The Book of Kells is simply stunningly beautiful. It dates from around the year 800 and comprises four gospels of the Bible. Hand-written on vellum it survived the vicissitudes of over a millennium of tough times to make it to today as a lasting tribute to the amazing skills and imagination of the obscure monks who created it. If you like books at any level you can’t help but be inspired by such a beautiful work.
The level of detail in the work is completely amazing. There continues to be debate about how the monks could possibly have created decorations with up to thirty lines to a centimetre – the sort of detail you see on a banknote engraving today. Did they have a primitive magnifying glass before they were otherwise known? Did they train their eyes to go cross-eyed and so provide up to thirty-times magnification? This last theory seems to have currency, although no matter how many times I read about it I fail to see how it works – perhaps a failing of having only one eye myself.

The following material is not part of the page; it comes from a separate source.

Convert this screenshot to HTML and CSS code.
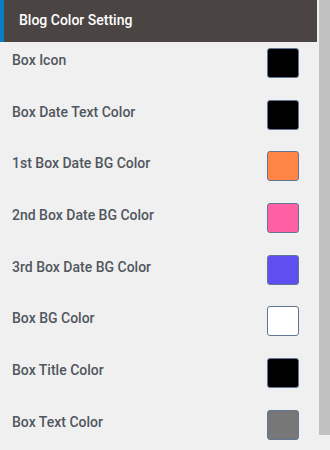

The Book is kept in Trinity College Library which is worth a visit in itself. The Long Room contains thousands of ancient volumes in a long, vaulted and wood-paneled room. The centre of the room is lined with display cases of particularly interested manuscripts and curios from times past – from skeletal remains to Yeats’ notes. But even without the curios, the Long Room is just great. With the sort of mezzanine level which all great libraries should have, the display of thousands of leather-bound books makes my hands itch with the unfulfilled desire to investigate them.
I can only love a country that has a book as its greatest national treasure, even if it has a harp on its coins and beer. And the Long Room? It has the original harp too.